It’s the summer of 1907 in downtown Manhattan and Lewis Coggeshall sits with a bucket of dimes in the back room of the Electro Importing Company’s retail store, filing them down to a coarse powder.  Sitting amid shelves of electrolytic detectors, circuit switches, dynamos, and Geissler tubes ready for sale to the city’s growing community of amateur experimenters, Coggeshall lets the filings from the dimes fall into a cardboard box at his feet.  He then measures and mixes the powder with the perfect proportion of iron (dimes were then printed on ninety percent silver). That mixture goes into a glass tube known as a coherer, one of the earliest forms of a radio receiver.[1] When a radio frequency wave comes into contact with the device, the metal filings cling together or “cohere,” allowing the signal to flow between the electrodes at either end of the tube and produce a “dot” or a “dash” in Morse code.  Coggeshall, a former telegraph operator, finally connects the coherer to a spark gap transmitter, a sending key, and four dry cell batteries, and then mounts them all on a wooden base (“Telimco Wireless Telegraph” 2002).  The final product is the Telimco, a portmanteau of the company’s name and one of the first fully assembled home radio sets ever sold to the American public.

Meanwhile, in the offices upstairs, Coggeshall’s investment partner and the founder of the Electro Importing Company, Hugo Gernsback, writes increasingly breathless advertising copy on the Telimco, promising it to be a means of advancement for any young go-getter.

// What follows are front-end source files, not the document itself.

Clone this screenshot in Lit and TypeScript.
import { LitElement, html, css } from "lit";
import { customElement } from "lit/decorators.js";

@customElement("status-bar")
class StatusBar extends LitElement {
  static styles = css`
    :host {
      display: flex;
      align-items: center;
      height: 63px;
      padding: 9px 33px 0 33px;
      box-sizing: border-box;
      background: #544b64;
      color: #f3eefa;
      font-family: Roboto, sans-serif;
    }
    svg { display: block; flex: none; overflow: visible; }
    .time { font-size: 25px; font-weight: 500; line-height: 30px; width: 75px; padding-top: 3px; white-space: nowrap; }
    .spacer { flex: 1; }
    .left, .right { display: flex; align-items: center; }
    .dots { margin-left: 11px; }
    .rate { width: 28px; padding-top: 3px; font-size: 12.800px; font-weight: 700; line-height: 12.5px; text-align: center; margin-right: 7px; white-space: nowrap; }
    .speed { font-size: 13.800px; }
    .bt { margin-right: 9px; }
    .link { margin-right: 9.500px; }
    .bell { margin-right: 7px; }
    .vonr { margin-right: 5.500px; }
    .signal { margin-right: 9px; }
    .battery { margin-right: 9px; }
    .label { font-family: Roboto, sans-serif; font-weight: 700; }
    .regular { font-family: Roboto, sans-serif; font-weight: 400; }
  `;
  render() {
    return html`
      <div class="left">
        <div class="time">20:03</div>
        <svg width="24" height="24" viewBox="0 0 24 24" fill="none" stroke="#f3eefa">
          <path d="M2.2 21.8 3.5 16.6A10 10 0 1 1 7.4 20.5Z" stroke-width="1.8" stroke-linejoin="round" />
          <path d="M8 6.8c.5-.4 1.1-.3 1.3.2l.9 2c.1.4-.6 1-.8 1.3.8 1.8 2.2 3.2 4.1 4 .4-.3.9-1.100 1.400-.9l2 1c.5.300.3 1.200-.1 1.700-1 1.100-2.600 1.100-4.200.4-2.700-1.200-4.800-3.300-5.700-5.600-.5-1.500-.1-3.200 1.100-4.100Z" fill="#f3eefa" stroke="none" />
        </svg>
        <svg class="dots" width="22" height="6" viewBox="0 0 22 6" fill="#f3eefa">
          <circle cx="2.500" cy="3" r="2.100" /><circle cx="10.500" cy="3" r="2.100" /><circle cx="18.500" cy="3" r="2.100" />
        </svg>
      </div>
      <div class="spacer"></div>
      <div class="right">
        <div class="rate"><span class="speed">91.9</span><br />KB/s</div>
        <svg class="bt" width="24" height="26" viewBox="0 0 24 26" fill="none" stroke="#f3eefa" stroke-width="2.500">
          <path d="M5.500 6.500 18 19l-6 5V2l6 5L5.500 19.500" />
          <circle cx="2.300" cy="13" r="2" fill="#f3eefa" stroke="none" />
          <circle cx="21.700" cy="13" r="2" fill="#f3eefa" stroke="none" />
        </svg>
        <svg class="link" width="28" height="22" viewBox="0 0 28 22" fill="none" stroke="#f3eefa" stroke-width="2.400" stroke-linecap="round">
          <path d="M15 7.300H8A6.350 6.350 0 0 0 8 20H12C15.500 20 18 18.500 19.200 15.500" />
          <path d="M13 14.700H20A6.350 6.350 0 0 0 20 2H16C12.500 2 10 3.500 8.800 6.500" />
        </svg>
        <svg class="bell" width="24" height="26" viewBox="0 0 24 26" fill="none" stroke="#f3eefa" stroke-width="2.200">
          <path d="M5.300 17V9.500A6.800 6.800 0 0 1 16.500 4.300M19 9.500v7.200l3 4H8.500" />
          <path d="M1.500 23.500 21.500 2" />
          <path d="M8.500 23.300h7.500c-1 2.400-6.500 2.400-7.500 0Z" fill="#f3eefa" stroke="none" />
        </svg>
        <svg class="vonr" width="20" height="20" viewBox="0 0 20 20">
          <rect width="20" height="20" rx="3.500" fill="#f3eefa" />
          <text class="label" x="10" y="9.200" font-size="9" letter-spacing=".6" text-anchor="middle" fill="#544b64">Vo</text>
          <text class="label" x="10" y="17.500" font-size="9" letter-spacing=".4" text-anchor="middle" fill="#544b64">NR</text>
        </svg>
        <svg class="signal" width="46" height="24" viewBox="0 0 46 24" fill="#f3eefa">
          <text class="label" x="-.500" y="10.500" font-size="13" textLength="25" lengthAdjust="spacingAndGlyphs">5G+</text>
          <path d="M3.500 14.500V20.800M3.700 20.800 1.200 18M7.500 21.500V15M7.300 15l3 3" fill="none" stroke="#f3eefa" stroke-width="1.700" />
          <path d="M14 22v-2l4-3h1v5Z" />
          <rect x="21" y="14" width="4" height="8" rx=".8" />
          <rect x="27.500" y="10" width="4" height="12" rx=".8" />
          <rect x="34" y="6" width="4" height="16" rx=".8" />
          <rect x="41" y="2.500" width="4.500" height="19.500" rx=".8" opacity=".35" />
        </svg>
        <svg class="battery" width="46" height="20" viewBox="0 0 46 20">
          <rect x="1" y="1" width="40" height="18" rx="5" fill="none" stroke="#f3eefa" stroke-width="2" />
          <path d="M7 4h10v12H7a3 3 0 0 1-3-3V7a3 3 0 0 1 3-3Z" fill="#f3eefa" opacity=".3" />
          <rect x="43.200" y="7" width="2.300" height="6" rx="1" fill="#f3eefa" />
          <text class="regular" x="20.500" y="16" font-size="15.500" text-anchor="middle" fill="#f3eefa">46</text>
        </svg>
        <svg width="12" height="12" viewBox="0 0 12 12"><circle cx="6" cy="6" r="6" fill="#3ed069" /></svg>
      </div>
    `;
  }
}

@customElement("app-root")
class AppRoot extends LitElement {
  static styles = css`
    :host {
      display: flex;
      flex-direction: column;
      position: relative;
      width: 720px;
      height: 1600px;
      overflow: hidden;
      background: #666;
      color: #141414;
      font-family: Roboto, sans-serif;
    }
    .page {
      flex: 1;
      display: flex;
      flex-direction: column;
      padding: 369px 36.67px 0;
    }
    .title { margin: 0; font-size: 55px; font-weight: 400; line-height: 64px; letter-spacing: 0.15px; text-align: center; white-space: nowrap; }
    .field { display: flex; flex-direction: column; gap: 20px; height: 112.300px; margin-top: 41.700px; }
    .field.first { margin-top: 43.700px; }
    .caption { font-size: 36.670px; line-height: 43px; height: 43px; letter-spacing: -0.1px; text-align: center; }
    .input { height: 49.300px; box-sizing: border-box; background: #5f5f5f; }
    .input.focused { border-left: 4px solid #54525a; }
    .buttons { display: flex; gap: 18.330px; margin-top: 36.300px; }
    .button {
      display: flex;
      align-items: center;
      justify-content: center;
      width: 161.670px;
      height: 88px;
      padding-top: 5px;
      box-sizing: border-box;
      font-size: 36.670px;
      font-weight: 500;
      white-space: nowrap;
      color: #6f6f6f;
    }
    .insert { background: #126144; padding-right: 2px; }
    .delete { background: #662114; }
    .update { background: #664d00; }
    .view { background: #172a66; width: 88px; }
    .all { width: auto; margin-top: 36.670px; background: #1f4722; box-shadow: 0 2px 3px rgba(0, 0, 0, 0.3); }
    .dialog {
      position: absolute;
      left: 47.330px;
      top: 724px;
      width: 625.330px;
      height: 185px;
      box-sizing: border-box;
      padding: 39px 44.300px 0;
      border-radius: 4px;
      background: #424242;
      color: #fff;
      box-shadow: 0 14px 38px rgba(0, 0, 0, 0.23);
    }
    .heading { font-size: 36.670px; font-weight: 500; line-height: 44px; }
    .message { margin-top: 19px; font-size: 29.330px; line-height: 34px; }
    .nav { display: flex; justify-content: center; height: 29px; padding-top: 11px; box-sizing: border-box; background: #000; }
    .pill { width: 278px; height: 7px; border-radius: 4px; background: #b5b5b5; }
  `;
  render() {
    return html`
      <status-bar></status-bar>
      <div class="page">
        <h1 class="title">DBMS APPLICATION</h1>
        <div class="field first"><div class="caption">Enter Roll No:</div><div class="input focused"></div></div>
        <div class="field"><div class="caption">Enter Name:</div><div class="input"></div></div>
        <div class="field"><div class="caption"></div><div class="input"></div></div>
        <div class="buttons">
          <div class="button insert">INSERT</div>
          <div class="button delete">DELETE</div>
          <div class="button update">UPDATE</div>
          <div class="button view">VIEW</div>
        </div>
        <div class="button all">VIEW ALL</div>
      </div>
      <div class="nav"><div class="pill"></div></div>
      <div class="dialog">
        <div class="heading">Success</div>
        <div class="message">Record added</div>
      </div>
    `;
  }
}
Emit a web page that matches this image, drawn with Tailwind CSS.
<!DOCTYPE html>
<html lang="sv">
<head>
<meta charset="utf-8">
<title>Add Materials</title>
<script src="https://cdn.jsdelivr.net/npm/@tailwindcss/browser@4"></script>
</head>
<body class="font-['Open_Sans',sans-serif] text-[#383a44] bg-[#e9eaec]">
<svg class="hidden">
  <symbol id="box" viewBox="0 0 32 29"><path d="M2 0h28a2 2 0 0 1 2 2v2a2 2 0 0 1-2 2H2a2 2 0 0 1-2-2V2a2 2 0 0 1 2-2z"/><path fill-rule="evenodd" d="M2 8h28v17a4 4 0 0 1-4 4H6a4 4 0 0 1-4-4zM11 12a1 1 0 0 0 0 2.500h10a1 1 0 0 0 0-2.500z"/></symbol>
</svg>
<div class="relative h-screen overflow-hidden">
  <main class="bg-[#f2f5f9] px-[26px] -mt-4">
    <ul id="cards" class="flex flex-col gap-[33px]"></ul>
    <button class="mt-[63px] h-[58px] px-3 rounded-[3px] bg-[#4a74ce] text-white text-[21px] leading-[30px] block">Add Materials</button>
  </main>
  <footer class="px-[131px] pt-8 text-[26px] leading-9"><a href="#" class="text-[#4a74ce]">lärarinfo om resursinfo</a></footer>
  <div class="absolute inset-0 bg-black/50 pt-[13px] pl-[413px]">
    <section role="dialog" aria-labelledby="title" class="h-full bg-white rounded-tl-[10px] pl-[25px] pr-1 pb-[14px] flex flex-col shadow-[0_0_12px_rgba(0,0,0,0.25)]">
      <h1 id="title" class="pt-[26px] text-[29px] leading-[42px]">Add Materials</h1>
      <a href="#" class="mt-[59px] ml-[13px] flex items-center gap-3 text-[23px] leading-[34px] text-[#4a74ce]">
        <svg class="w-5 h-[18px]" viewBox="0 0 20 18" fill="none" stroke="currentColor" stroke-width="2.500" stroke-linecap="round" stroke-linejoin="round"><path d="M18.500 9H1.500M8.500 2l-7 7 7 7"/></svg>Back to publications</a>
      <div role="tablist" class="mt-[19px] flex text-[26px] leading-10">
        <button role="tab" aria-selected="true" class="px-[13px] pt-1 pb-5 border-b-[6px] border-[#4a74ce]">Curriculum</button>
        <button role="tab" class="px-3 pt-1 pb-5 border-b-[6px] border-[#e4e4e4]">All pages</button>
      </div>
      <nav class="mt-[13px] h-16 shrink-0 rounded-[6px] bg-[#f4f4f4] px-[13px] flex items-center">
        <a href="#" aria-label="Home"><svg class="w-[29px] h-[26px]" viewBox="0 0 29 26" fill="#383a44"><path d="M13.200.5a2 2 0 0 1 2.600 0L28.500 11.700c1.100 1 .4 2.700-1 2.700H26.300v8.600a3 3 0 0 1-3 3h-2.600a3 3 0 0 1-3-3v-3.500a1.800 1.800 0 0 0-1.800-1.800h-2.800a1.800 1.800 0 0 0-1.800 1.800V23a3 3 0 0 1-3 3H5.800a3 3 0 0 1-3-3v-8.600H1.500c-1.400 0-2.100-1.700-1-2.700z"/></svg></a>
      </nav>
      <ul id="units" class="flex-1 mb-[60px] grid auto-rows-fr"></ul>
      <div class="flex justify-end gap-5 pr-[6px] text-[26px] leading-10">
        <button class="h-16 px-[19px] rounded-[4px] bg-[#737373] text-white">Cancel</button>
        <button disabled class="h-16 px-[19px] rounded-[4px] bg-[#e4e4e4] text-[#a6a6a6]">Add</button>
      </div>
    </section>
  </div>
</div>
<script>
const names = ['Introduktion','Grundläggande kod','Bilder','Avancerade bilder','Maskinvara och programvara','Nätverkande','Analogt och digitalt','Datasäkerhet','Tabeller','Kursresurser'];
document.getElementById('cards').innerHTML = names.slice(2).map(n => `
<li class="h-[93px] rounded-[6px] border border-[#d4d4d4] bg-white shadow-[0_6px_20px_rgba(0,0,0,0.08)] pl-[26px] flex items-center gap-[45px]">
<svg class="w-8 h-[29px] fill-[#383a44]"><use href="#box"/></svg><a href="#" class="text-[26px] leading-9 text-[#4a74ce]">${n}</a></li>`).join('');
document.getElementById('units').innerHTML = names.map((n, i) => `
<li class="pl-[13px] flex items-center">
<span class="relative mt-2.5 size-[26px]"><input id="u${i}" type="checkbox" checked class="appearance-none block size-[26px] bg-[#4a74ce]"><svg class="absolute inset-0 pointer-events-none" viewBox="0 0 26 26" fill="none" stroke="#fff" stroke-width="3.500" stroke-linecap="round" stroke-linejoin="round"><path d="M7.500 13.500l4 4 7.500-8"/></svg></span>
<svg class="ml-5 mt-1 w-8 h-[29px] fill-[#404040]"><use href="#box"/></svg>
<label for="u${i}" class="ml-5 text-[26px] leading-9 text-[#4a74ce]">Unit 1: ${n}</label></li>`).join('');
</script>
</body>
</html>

In one issue of the Electro Importing Company Catalog, which featured “Everything for the Experimenter” and claimed to be “the largest makers of experimental Wireless Material in the world,” Gernsback promises, “We give you the opportunity to tick yourself up to the head of a future wireless telegraph company as did Marconi, De Forest and others.”  Gernsback priced the set at $8.50 and claimed that it required no more expertise than a working knowledge of Morse code (the transmission of audio or voice was not yet possible with what was then called “wireless telegraphy.”) First advertised in the November 25, 1905 issue of Scientific American, the Telimco appeared thereafter every two weeks, quickly becoming one of the best selling items for sale in the catalog.

Electro Importing Company advertisement in Modern Electrics (1908).


But the Telimco was not exactly the revolutionary device that brought radio to the masses that Gernsback later liked to claim it was.  Though its advertisements claimed the set was “guaranteed to work up to one mile,” the Telimco was notoriously finicky (“Wireless Telegraph [Advertisement]” 1905).  As it was sold, the outfit had a range of merely 300-500 feet and could only receive signals from further distances when a large antenna was hooked up.  Further, it was highly susceptible to any kind of electrical interference, such as the elevator motor in the Electro Importing Company building, which caused difficulties during in-store demonstrations of the apparatus. The Telimco’s untuned circuits, which produced a high degree of interference for any nearby radio station, would become outlawed by the 1912 Radio Act.  For these reasons, its metal filings coherers “had all but disappeared from commercial work in 1910” according to historian of early radio Thomas White (White, 1996).  From this perspective, the Telimco seems less a practical means of communication than a proof of concept for a growing group of “electrics” hobbyists.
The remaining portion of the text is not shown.